According to the New York Times, NBC executives announced Lauer’s firing in November 2017 after receiving a detailed complaint of inappropriate sexual behavior in the workplace. In internal communications shared at the time, the network said it had reason to believe the complaint was not an isolated incident.
Nevils’ allegation, which emerged as the #MeToo movement was reshaping the entertainment industry, helped topple Lauer’s career. His image as a genial, trustworthy morning host collided with stories of alleged misconduct that had, until then, been whispered rather than written down.
Lauer responded with a public statement acknowledging what he called deeply inappropriate behavior, while disputing some of the most serious claims. “Some of what is being said about me is untrue or mischaracterized, but there is enough truth in these stories to make me feel embarrassed and ashamed,” he said, adding, “I regret that my shame is now shared by the people I cherish dearly.”
A Mother’s Folder and a Breaking Point
The turning point for Nevils did not happen in a network office. It began, she writes, in grief.
In August 2017, her mother died suddenly from a catastrophic heart attack, just days before what would have been her 68th birthday. In the aftermath, Nevils discovered a folder her mother had prepared for her, titled “For Brooke for comfort in event of my death.” Inside were letters and poems spelling out how much her daughter meant to her.
“When she died, I stopped throwing away my life,” Nevils writes. “She spent the final years trying endlessly to bring her only daughter back to life, but I hadn’t listened. I broke her heart.”

The folder, which she describes as a lifeline from beyond the grave, forced a reordering of priorities. “When I opened that folder in 2017,” she writes, “another shift in values occurred. For three and a half years, I’d hated myself, for causing such pain to the people I loved, for making terrible choices to live with something that never should have happened, for the endless lies I’d told.”
Even then, she believed that coming forward about Lauer would be, in her words, a “suicide mission.”
“The math was not hard,” she writes. “Matt was going to win.”
What changed, Nevils explains, was her sense that staying silent had become its own kind of destruction. Her mother’s death also brought practical shifts. She inherited enough money to pay off her student loans and credit cards. She did not yet have a mortgage or children to support. She and her boyfriend were moving in together, and she believed he would back her no matter what she chose to do.
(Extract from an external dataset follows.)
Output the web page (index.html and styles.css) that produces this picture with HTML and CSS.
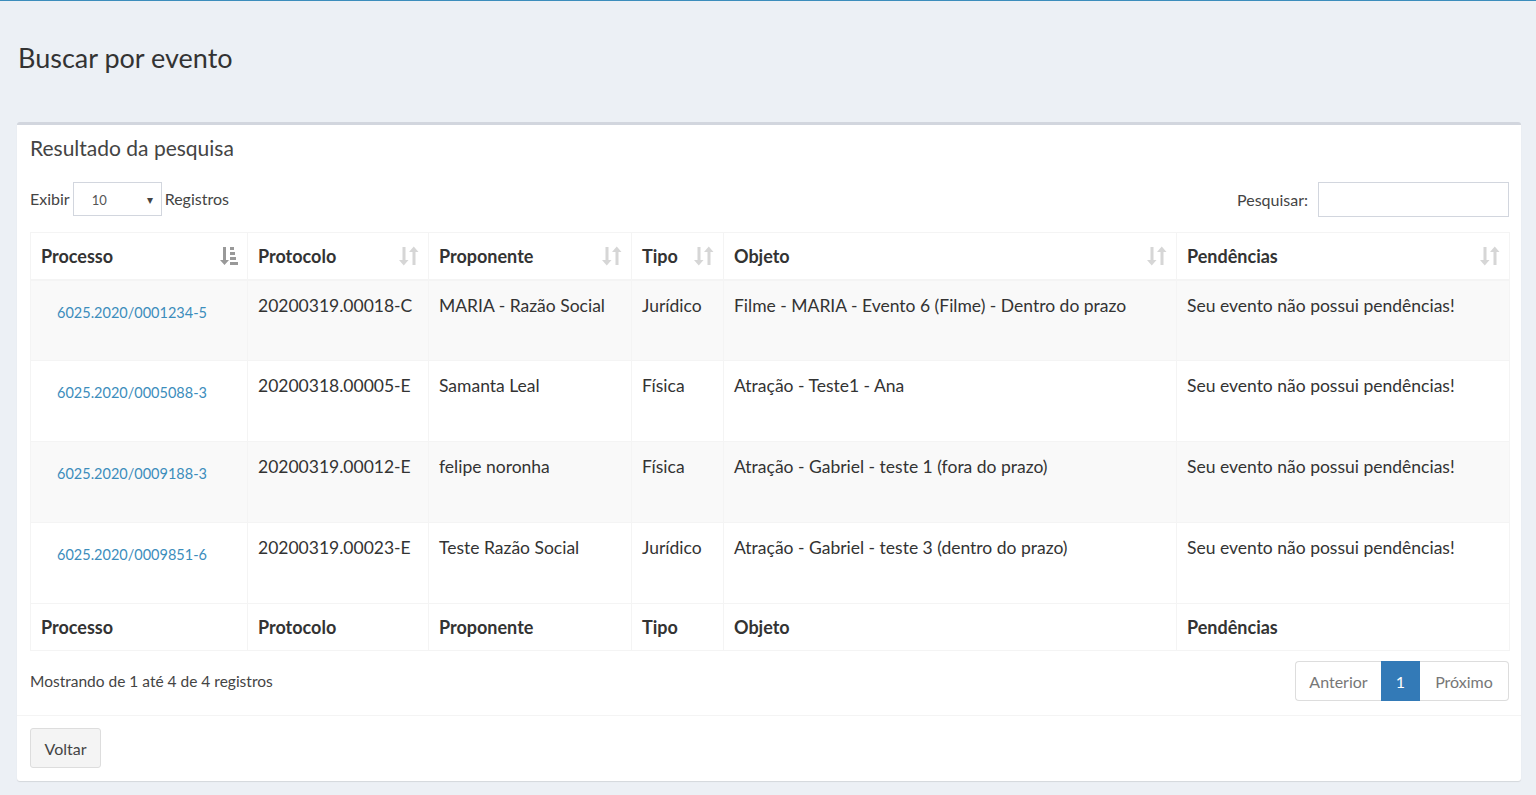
FILE: index.html
```html
<!DOCTYPE html>
<html lang="pt-BR">
<head>
<meta charset="utf-8">
<title>Buscar por evento</title>
<link rel="stylesheet" href="styles.css">
</head>
<body>
<div class="topline"></div>
<section class="content-header">
  <h1 class="page-title">Buscar por evento</h1>
</section>
<section class="content">
  <div class="box">
    <div class="box-header">
      <h3 class="box-title">Resultado da pesquisa</h3>
    </div>
    <div class="box-body">
      <div class="dt-top">
        <label class="dt-length">Exibir
          <span class="select"><span class="select-val">10</span><span class="select-arrow">&#9662;</span></span>
          Registros</label>
        <label class="dt-filter">Pesquisar: <span class="search-input"></span></label>
      </div>
      <table class="dt">
        <colgroup>
          <col class="c1"><col class="c2"><col class="c3"><col class="c4"><col class="c5"><col class="c6">
        </colgroup>
        <thead>
          <tr>
            <th><div class="th-in"><span>Processo</span>
              <svg class="sort sort-active" viewBox="0 0 20 20" width="20" height="20"><path d="M5 1h3v13h3l-4.5 5L2 14h3z"/><rect x="12" y="1" width="4" height="3"/><rect x="12" y="6" width="5" height="3"/><rect x="12" y="11" width="6" height="3"/><rect x="12" y="16" width="8" height="3"/></svg></div></th>
            <th><div class="th-in"><span>Protocolo</span>
              <svg class="sort" viewBox="0 0 20 20" width="20" height="20"><path d="M3.5 1h3v13h3l-4.75 5.5L0 14h3.5z"/><path d="M13.5 19h3V6h3l-4.75-5.5L10 6h3.5z"/></svg></div></th>
            <th><div class="th-in"><span>Proponente</span>
              <svg class="sort" viewBox="0 0 20 20" width="20" height="20"><path d="M3.5 1h3v13h3l-4.75 5.5L0 14h3.5z"/><path d="M13.5 19h3V6h3l-4.75-5.5L10 6h3.5z"/></svg></div></th>
            <th><div class="th-in"><span>Tipo</span>
              <svg class="sort" viewBox="0 0 20 20" width="20" height="20"><path d="M3.5 1h3v13h3l-4.75 5.5L0 14h3.5z"/><path d="M13.5 19h3V6h3l-4.75-5.5L10 6h3.5z"/></svg></div></th>
            <th><div class="th-in"><span>Objeto</span>
              <svg class="sort" viewBox="0 0 20 20" width="20" height="20"><path d="M3.5 1h3v13h3l-4.75 5.5L0 14h3.5z"/><path d="M13.5 19h3V6h3l-4.75-5.5L10 6h3.5z"/></svg></div></th>
            <th><div class="th-in"><span>Pendências</span>
              <svg class="sort" viewBox="0 0 20 20" width="20" height="20"><path d="M3.5 1h3v13h3l-4.75 5.5L0 14h3.5z"/><path d="M13.5 19h3V6h3l-4.75-5.5L10 6h3.5z"/></svg></div></th>
          </tr>
        </thead>
        <tbody>
          <tr class="odd">
            <td><a class="proc-link" href="#">6025.2020/0001234-5</a></td>
            <td>20200319.00018-C</td>
            <td>MARIA - Razão Social</td>
            <td>Jurídico</td>
            <td>Filme - MARIA - Evento 6 (Filme) - Dentro do prazo</td>
            <td>Seu evento não possui pendências!</td>
          </tr>
          <tr>
            <td><a class="proc-link" href="#">6025.2020/0005088-3</a></td>
            <td>20200318.00005-E</td>
            <td>Samanta Leal</td>
            <td>Física</td>
            <td>Atração - Teste1 - Ana</td>
            <td>Seu evento não possui pendências!</td>
          </tr>
          <tr class="odd">
            <td><a class="proc-link" href="#">6025.2020/0009188-3</a></td>
            <td>20200319.00012-E</td>
            <td>felipe noronha</td>
            <td>Física</td>
            <td>Atração - Gabriel - teste 1 (fora do prazo)</td>
            <td>Seu evento não possui pendências!</td>
          </tr>
          <tr>
            <td><a class="proc-link" href="#">6025.2020/0009851-6</a></td>
            <td>20200319.00023-E</td>
            <td>Teste Razão Social</td>
            <td>Jurídico</td>
            <td>Atração - Gabriel - teste 3 (dentro do prazo)</td>
            <td>Seu evento não possui pendências!</td>
          </tr>
        </tbody>
        <tfoot>
          <tr>
            <th>Processo</th>
            <th>Protocolo</th>
            <th>Proponente</th>
            <th>Tipo</th>
            <th>Objeto</th>
            <th>Pendências</th>
          </tr>
        </tfoot>
      </table>
      <div class="dt-bottom">
        <div class="dt-info">Mostrando de 1 até 4 de 4 registros</div>
        <ul class="pagination">
          <li class="pg disabled">Anterior</li>
          <li class="pg active">1</li>
          <li class="pg disabled">Próximo</li>
        </ul>
      </div>
    </div>
    <div class="box-footer">
      <button class="btn">Voltar</button>
    </div>
  </div>
</section>
</body>
</html>
```
FILE: styles.css
```css
* { box-sizing: border-box; }
html, body { margin: 0; padding: 0; }
body {
  background: #ecf0f5;
  font-family: "Lato", "Open Sans", sans-serif;
  color: #333;
  height: 795px;
  overflow: hidden;
}
.topline { height: 1px; background: #3c8dbc; }
.content-header {
  height: 121px;
  padding: 39px 18px 0;
}
.page-title {
  margin: 0;
  font-size: 27px;
  font-weight: 400;
  line-height: 36px;
  color: #333;
}
.content { padding: 0 15px 0 17px; }
.box {
  background: #fff;
  border-top: 3px solid #d2d6de;
  border-radius: 3px;
  box-shadow: 0 1px 1px rgba(0,0,0,0.1);
  height: 659px;
}
.box-header {
  height: 45px;
  padding: 9px 13px 0;
}
.box-title {
  margin: 0;
  font-size: 21px;
  font-weight: 400;
  line-height: 27px;
  color: #444;
}
.box-body { padding: 12px 12px 0 13px; height: 546px; border-bottom: 1px solid #f4f4f4; }
.dt-top {
  display: flex;
  justify-content: space-between;
  align-items: center;
  height: 35px;
  font-size: 16px;
  color: #444;
}
.dt-length { display: flex; align-items: center; gap: 3px; margin-top: -2px; }
.select {
  display: inline-flex;
  align-items: center;
  justify-content: space-between;
  width: 89px;
  height: 34px;
  border: 1px solid #d2d6de;
  padding: 2px 8px 0 18px;
  font-size: 13px;
  color: #555;
}
.select-arrow { font-size: 12px; color: #444; }
.dt-filter { display: flex; align-items: center; gap: 10px; }
.search-input {
  display: inline-block;
  width: 191px;
  height: 35px;
  border: 1px solid #d2d6de;
}
.dt {
  margin-top: 15px;
  width: 1479px;
  border-collapse: collapse;
  border: 1px solid #f4f4f4;
  table-layout: fixed;
  font-size: 17.5px;
}
.c1 { width: 217px; } .c2 { width: 181px; } .c3 { width: 203px; }
.c4 { width: 92px; } .c5 { width: 453px; } .c6 { width: 333px; }
.dt th, .dt td { border: 1px solid #f4f4f4; text-align: left; }
.dt thead th {
  height: 47px;
  padding: 0 9px 0 10px;
  border-bottom: 2px solid #f4f4f4;
  font-weight: 700;
  font-size: 18px;
  color: #333;
}
.th-in { display: flex; align-items: center; justify-content: space-between; }
.sort { fill: #d6d6d6; flex: none; }
.sort-active { fill: #999; }
.dt tbody td {
  height: 81px;
  vertical-align: top;
  padding: 14px 10px 0;
  line-height: 22px;
  color: #333;
}
.dt tbody tr.odd td { background: #f9f9f9; }
.proc-link {
  display: inline-block;
  margin: 7px 0 0 16px;
  font-size: 14.5px;
  color: #3c8dbc;
  text-decoration: none;
}
.dt tfoot th {
  height: 47px;
  padding: 0 10px;
  font-weight: 700;
  font-size: 18px;
  color: #333;
}
.dt-bottom {
  display: flex;
  justify-content: space-between;
  align-items: center;
  margin-top: 10px;
}
.dt-info { font-size: 15.5px; color: #444; }
.pagination {
  display: flex;
  margin: 0;
  padding: 0;
  list-style: none;
  font-size: 16px;
}
.pg {
  height: 40px;
  display: flex;
  align-items: center;
  justify-content: center;
  border: 1px solid #ddd;
  color: #777;
  background: #fff;
}
.pg:first-child { width: 86px; border-radius: 4px 0 0 4px; border-right: none; }
.pg:last-child { width: 89px; border-radius: 0 4px 4px 0; border-left: none; }
.pg.active { width: 39px; background: #337ab7; border-color: #337ab7; color: #fff; }
.box-footer { padding: 12px 13px; }
.btn {
  width: 71px;
  height: 40px;
  background: #f4f4f4;
  border: 1px solid #ddd;
  border-radius: 3px;
  font-family: inherit;
  font-size: 16px;
  color: #444;
}
```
“Silence and complicity were no longer my only options,” she writes. “Now I would be the kind of person my mother had always believed I was.”
The day after Nevils reported Lauer to NBC, he was out. The network announced his dismissal, and the headlines that followed rewrote his legacy in real time. More women came forward with accusations of sexual misconduct, further complicating the story of a man who had been a morning ritual in millions of homes.
‘Today’ alum Ann Curry stands by Matt Lauer’s ‘brave’ accuser Brooke Nevils ahead of memoir release https://t.co/YDamOyRuN7 pic.twitter.com/FMViS6MsdG
— Page Six (@PageSix) January 30, 2026
The Fallout, the Comeback Talk, and What Remains Unsaid
Lauer has largely vanished from television since his firing, but he has not disappeared from the industry conversation. According to the Daily Mail, sources close to the former anchor have said he believes he was treated unfairly and is interested in a return to the spotlight.

“He believes he was unfairly treated and feels he still has something to say, something to offer, he’s just been waiting for the right moment,” a source told the outlet.
For Nevils, that possibility exists alongside memories that have already cost her years of self-doubt and recovery. In her book, she is blunt about the aftermath. She describes losing faith in herself, in institutions, and in the stories powerful men tell about what happens behind closed doors.
Now 41, she is not just revisiting the alleged assault or the months that followed. She is also trying to map the distance between the man millions watched joke about Halloween costumes and Thanksgiving recipes, and the man who, in her telling, could crack open her shame with a single, sunny question about Sochi.
“As with so many things about Matt, the answer is unknowable,” she writes of his intentions in that final hallway encounter. What is knowable is the impact it had on her, and the way those four words, spoken in a familiar voice, still echo through the story of his fall and her decision to finally put her own version on the record.